Part 2: What Overselling Really Costs — Brand, Revenue, and How to Prevent It
Februray 17, 2026
By: Tiffany Hindman
Summary: Overselling doesn’t just disrupt operations—it erodes revenue, repeat business, and brand credibility. This post examines the financial and reputational costs of overselling and provides actionable strategies to prevent it through real-time syncs, data hygiene, safety stock logic, and robust integration testing.
Introduction: The Long-Term Damage of Inventory Lies
Operational pain and customer frustration are only the beginning.
When overselling becomes a pattern, it reshapes how customers—and partners—perceive your business. Reliability erodes. Revenue becomes unpredictable. Growth stalls.
This post explores the brand and financial consequences of overselling—and the practical steps that prevent it.
I. The Operational Cost of Overselling
Overselling doesn’t just cost a single order. It costs future orders that never happen.
Customers rarely forgive overselling—especially B2B buyers who depend on predictability.
When orders fail:
- Reorders decline
- Contract renewals become harder
- Lifetime value shrinks quietly
Customers don’t always complain. They just stop buying.
Inaccurate inventory doesn’t just cancel orders—it prevents sales entirely.
- Products become “unbuyable" due to uncertainty
- Carts are abandoned when availability changes mid-checkout
- Refunds and chargebacks eat into margins
Overselling turns demand into wasted effort.
Word spreads—especially in tight industries.
- Negative reviews reference missed shipments
- Sales teams fight objections about reliability
- Competitors win deals by promising consistency
When fulfillment reliability is questioned, price and features matter less.
Being seen as unreliable affects:
- Strategic partnerships
- Wholesale and B2B accounts
- Long-term growth opportunities
Rebuilding trust costs far more than maintaining it—and overselling burns it faster than most teams realize.
II. Why Overselling Happens (Root Causes)
Overselling is rarely caused by one bug. It’s usually systemic.

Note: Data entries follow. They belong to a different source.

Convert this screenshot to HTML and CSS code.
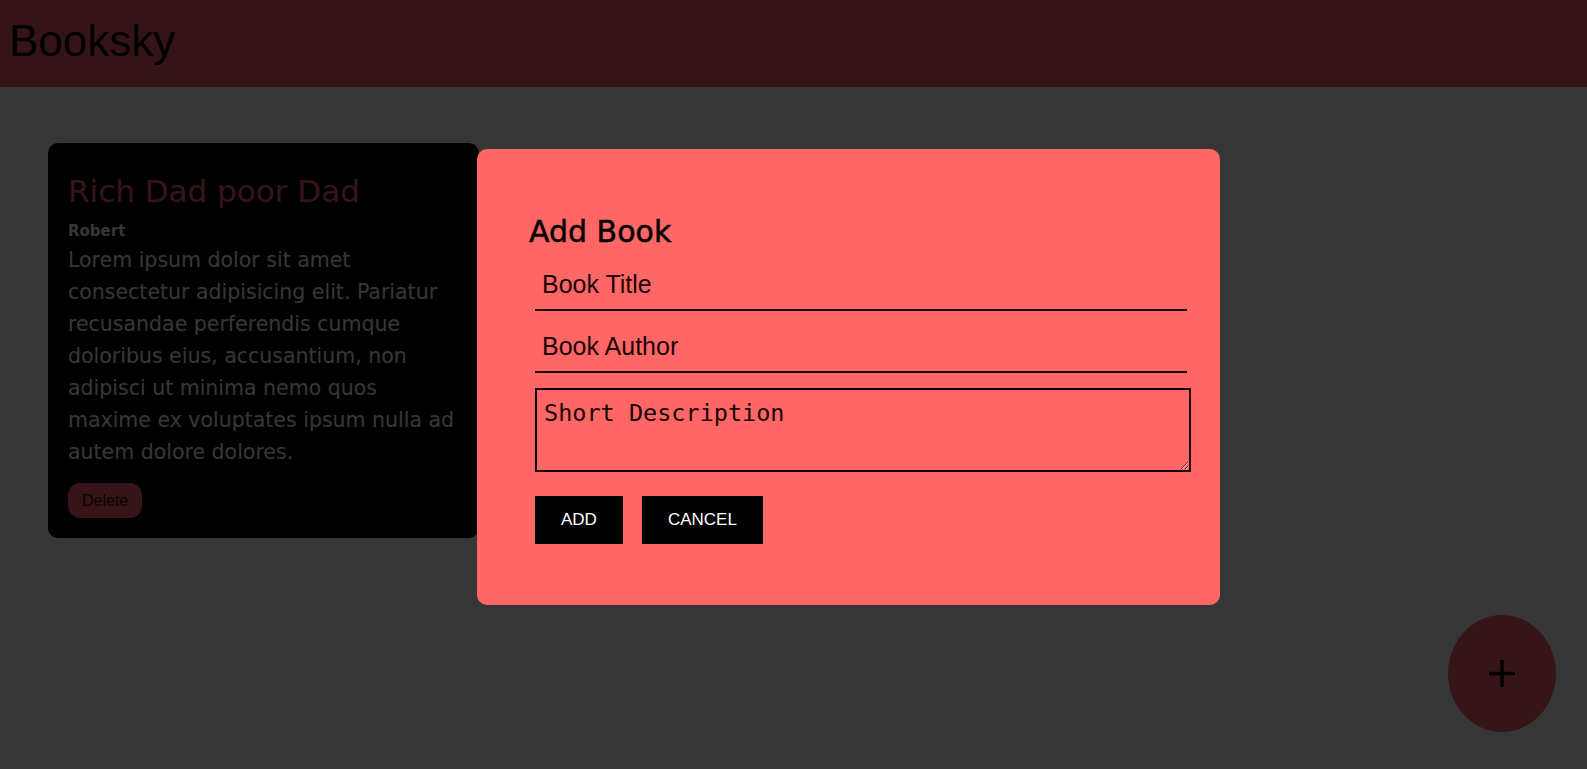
FILE: index.html
```html
<!DOCTYPE html>
<html lang="en">
<head>
<meta charset="utf-8">
<title>Booksky</title>
<link rel="stylesheet" href="styles.css">
</head>
<body>
  <header class="topbar">
    <h1 class="brand">Booksky</h1>
  </header>

  <main class="shelf">
    <article class="book-card">
      <h2 class="book-title">Rich Dad poor Dad</h2>
      <p class="book-author">Robert</p>
      <p class="book-desc">Lorem ipsum dolor sit amet<br>consectetur adipisicing elit. Pariatur<br>recusandae perferendis cumque<br>doloribus eius, accusantium, non<br>adipisci ut minima nemo quos<br>maxime ex voluptates ipsum nulla ad<br>autem dolore dolores.</p>
      <button class="delete-btn" type="button">Delete</button>
    </article>
  </main>

  <button class="fab" type="button" aria-label="Add book">
    <svg class="fab-icon" viewBox="0 0 26 27" width="26" height="27">
      <line x1="13" y1="0" x2="13" y2="27" stroke="#000" stroke-width="3.5"/>
      <line x1="0" y1="13.5" x2="26" y2="13.5" stroke="#000" stroke-width="3.5"/>
    </svg>
  </button>

  <div class="backdrop">
    <form class="modal">
      <h2 class="modal-title">Add Book</h2>
      <div class="fields">
        <input class="line-input" type="text" placeholder="Book Title">
        <input class="line-input" type="text" placeholder="Book Author">
        <textarea class="desc-input" placeholder="Short Description"></textarea>
        <div class="actions">
          <button class="action-btn" type="button">ADD</button>
          <button class="action-btn" type="button">CANCEL</button>
        </div>
      </div>
    </form>
  </div>
</body>
</html>
```

FILE: styles.css
```css
* {
  box-sizing: border-box;
}

html, body {
  margin: 0;
  height: 100%;
}

body {
  background: #ffffff;
  overflow: hidden;
  font-family: "Liberation Sans", Arial, sans-serif;
}

.topbar {
  height: 87px;
  background: #f8606e;
  display: flex;
  align-items: center;
  padding: 0 0 6px 9px;
}

.brand {
  margin: 0;
  font-family: "Liberation Sans", Arial, sans-serif;
  font-size: 44px;
  font-weight: 400;
  color: #000;
}

.shelf {
  padding: 56px 0 0 48px;
}

.book-card {
  width: 431px;
  background: #000;
  border-radius: 10px;
  padding: 28px 20px 20px;
  font-family: "DejaVu Sans", sans-serif;
}

.book-title {
  margin: 0 0 10px;
  font-size: 31px;
  line-height: 40px;
  font-weight: 400;
  color: #ff6677;
}

.book-author {
  margin: 0 0 3px;
  font-size: 15px;
  line-height: 20px;
  font-weight: 700;
  color: #ffffff;
}

.book-desc {
  margin: 0 0 15px;
  font-size: 20.5px;
  line-height: 32px;
  color: #ffffff;
  white-space: nowrap;
}

.delete-btn {
  display: block;
  height: 35px;
  padding: 0 14px;
  border: none;
  border-radius: 12px;
  background: #ff5f6e;
  color: #3a0a0e;
  font-family: "Liberation Sans", Arial, sans-serif;
  font-size: 16px;
}

.fab {
  position: fixed;
  right: 31px;
  bottom: 37px;
  width: 108px;
  height: 117px;
  border: none;
  border-radius: 50%;
  background: #ff6672;
  display: flex;
  align-items: center;
  justify-content: center;
  padding: 0;
}

.fab-icon {
  display: block;
}

.backdrop {
  position: fixed;
  inset: 0;
  background: rgba(0, 0, 0, 0.79);
}

.modal {
  position: absolute;
  left: 477px;
  top: 149px;
  width: 743px;
  height: 456px;
  background: #ff6666;
  border-radius: 10px;
  padding: 65px 29px 0 52px;
}

.modal-title {
  margin: 0 0 15px;
  font-family: "DejaVu Sans", sans-serif;
  font-size: 30px;
  line-height: 36px;
  font-weight: 400;
  color: #000;
  -webkit-text-stroke: 0.5px #000;
}

.fields {
  display: flex;
  flex-direction: column;
  align-items: flex-start;
  padding-left: 6px;
}

.line-input {
  width: 652px;
  height: 46px;
  margin: 0 0 16px;
  padding: 0 7px 5px;
  border: none;
  border-bottom: 2px solid #140000;
  background: transparent;
  font-family: "Liberation Sans", Arial, sans-serif;
  font-size: 25px;
  color: #1a0404;
  outline: none;
}

.line-input::placeholder {
  color: #1a0404;
  opacity: 1;
}

.line-input + .line-input {
  margin-bottom: 15px;
}

.desc-input {
  width: 656px;
  height: 84px;
  margin: 0 0 24px;
  padding: 9px 7px 0;
  border: 2px solid #140000;
  border-radius: 0;
  background: transparent;
  font-family: "DejaVu Sans Mono", monospace;
  font-size: 23.5px;
  color: #1a0404;
  outline: none;
}

.desc-input::placeholder {
  color: #1a0404;
  opacity: 1;
}

.actions {
  display: flex;
  gap: 19px;
}

.action-btn {
  height: 48px;
  padding: 0 26px;
  border: none;
  border-radius: 0;
  background: #000;
  color: #fff;
  font-family: "Liberation Sans", Arial, sans-serif;
  font-size: 17px;
}
```
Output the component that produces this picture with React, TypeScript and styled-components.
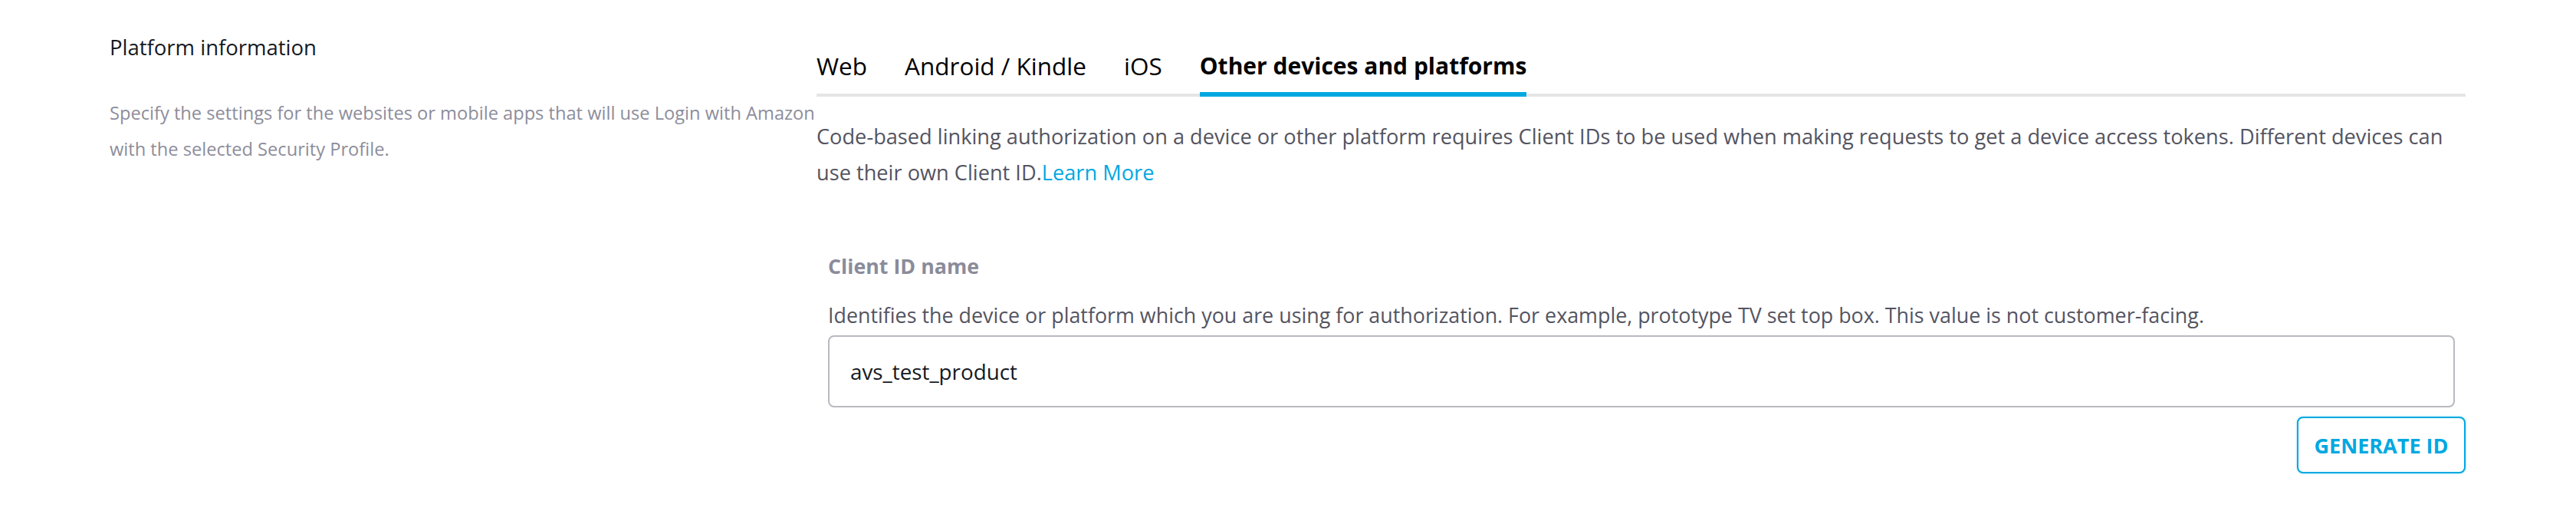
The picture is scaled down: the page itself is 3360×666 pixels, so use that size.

Common root causes include:
- Slow or batch-based inventory syncs between BigCommerce and ERP
- Lack of real-time availability or safety stock logic
- Poor data hygiene across systems
- Fragile or outdated implementations that don’t scale
When systems aren’t aligned, inventory becomes a liability instead of an asset.
III. How to Prevent Overselling
1. Implement Real-Time Inventory Sync
Real-time syncing between eCommerce and ERP systems (like D365) ensures:
- Accurate availability at checkout
- Immediate inventory updates across channels
- Fewer reconciliation errors downstream
Latency creates oversells. Speed prevents them.
2. Strengthen Data Hygiene
Clean data is non-negotiable:
- Standardize product naming
- Eliminate duplicates
- Align ERP, WMS, and storefront schemas
Inventory logic only works if the data behind it is trustworthy.
3. Use Safety Stock and Threshold Logic
Avoid “In Stock” messaging unless inventory exceeds defined thresholds.
Safety stock:
- Buys time during spikes
- Protects against sync delays
- Reduces last-unit oversells
4. Automate Alerts and Exceptions
Don’t wait for customers to find problems.
- Flag low-inventory products automatically
- Alert teams before thresholds are breached
- Monitor exceptions in real time
Prevention beats reaction every time.
5. Test and Validate Integrations Thoroughly
Every implementation should validate:
- Inventory flows both directions
- Pricing accuracy
- Order creation and fulfillment logic
Misconfigured connectors and rushed go-lives are a common overselling trigger.
Conclusion: Overselling Is Optional
Overselling isn’t a minor annoyance—it’s a compounding operational, financial, and reputational threat.
The cost of preventing it is far lower than the cost of fixing it:
- Fewer manual hours
- Happier customers
- Stronger brand trust
If inventory accuracy matters to your growth, now is the time to audit your:
- Sync strategy
- Data quality
- Operational workflows
Because every oversell costs more than it looks like on paper.